Saturday, September 14, 2013

Book Readings at the Melbourne Writers Festival

At the recent Melbourne Writers Festival, Max Barry asked why do audiences sit around and listen to authors reading from their books at writer’s festivals? Shouldn’t they instead be watching authors write? A few years ago, he attempted to put that thought into action. He set himself up in the concourse at the Melbourne Writers Festival so people could watch on a big screen as he wrote. He said it was the worst writing experience in his life, as every murmur or giggle from those watching had him thinking he had made an grievous error. So he now much prefers to do readings from his books.

I heard him and a number of other authors reading from their books at the festival. Some of them had me wanting to buy their book, while others did a good job of convincing me not to buy their book.

Graeme Simsion

If you are an Australian writer and haven’t heard about Graeme Simsion and his book The Rose Project, then you haven’t been paying attention. Simsion has now sold his romantic comedy to 40 countries for around two million dollars. He is in negotiation with Hollywood studios to have it made into an A-list movie. The novel is about a scientist who sets out to find a mate, with a 32 page questionnaire. The main character, Don, has some of the characteristics of Asperger’s Syndrome.

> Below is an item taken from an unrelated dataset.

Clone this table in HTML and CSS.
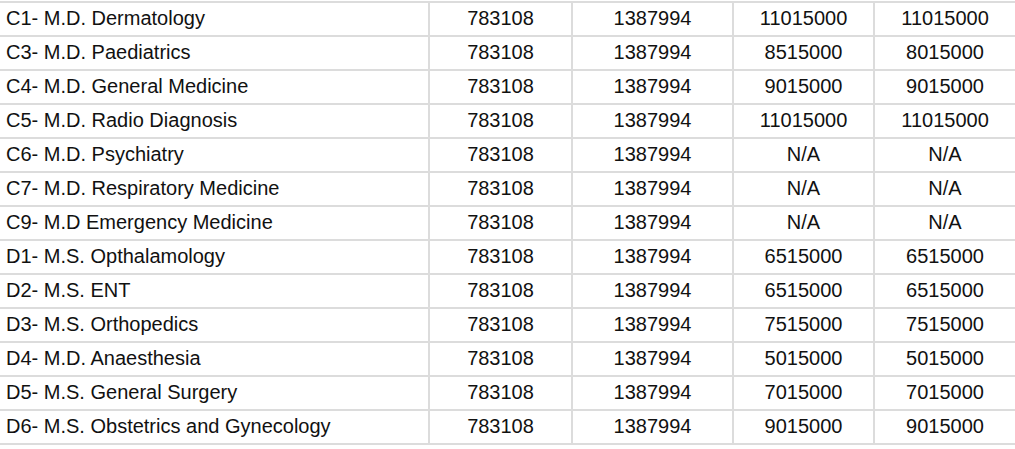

At the festival, Simsion read from the start of the novel. He read very quickly to mimic the voice of his character Don. The section he read was very funny, getting many laughs from me and the audience. He put on a very energetic performance, and I have since purchased the ebook of the novel. 

Max Barry

 Max Barry is an Australian whose book, Lexicon, I had purchased the morning before I saw him read. Lexicon had been getting a lot of good reviews from my Facebook friends, and I had very much enjoyed Barry’s last novel, Machine Man. Both novels are science fiction. Barry choose a section from the start of his novel, where there was a lot of action happening. What struck me about his reading was his unusual descriptive word choices, for example:

He didn’t understand the question. He had run into a pole and all his thoughts had fallen out. He groped for them and found Cecilia.

Catherine Deveny

Catherine Deveny was on the same panel as Max Barry. The panel was appropriately called Dying is Easy, Comedy is Hard, because Deveny tortured her reading to death. She had selected a section from her novel The Happiness Show, but she spent ten minutes, at least, trying to set up the scene. She then interrupted her reading with more background explanation. Her reading, which I found neither funny nor memorable, was cut short by the moderator so the other authors could make a contribution to the one hour panel. If there is one thing I will take out of the festival it is that if I am ever doing a reading from a novel, I will choose a section that requires minimal backgrounding.

John Weldon

John Weldon is a first time novelist. He was on a panel with two other first time novelists. He had a big Aussie personality, much like the character in his book, Spincycle, where a man who recently separated from his wife. In the section John read, his main character needs to wash his underpants, but his wife took the washing machine. The section was humorous in a blokey way, not really my cup of tea. It also didn’t seem appropriate for an audience of 80% females. But if the rest of his novel was like his reading, then what choice did he have.

What I learnt about doing readings

Choose a section from near the start of the novel where the hook is, and where the assumed knowledge about the plot and characters is not that great for the reader/listener. Choose a section with humour in it, as laughter from the audience is great feedback. Mimic the voice of characters if you can. Put some energy into reading it, so you sound like you are proud of what you have written.   


graywave said...

I had to LoL at your example from Max Barry. I do this myself but I've recently been working with an editor who picks me up on it and encourages me to find less bizarre metaphors. For a comedy, it works fine but, for thrillers, I'm very happy to take her advice.

Anthony J. Langford said...

I've heard of Max Barry. I checked out his site a couple of years ago as he mentioned that a game he had designed drew more people to his writing site that those interested in his writing. He sounds very proactive in bringing people to his work. As for Catherine, sounds like she has no idea about audiences nor holding attention, so it makes you wonder as to the quality of her book, let alone how she got it published. No doubt friends in the business... some form of corruption isnt it?
ps I think the publishing/writing world is female-centric which makes it hard to break in and generally conservative. Good to hear though that people like John Weldon can still break in, even if the audience couldn't relate.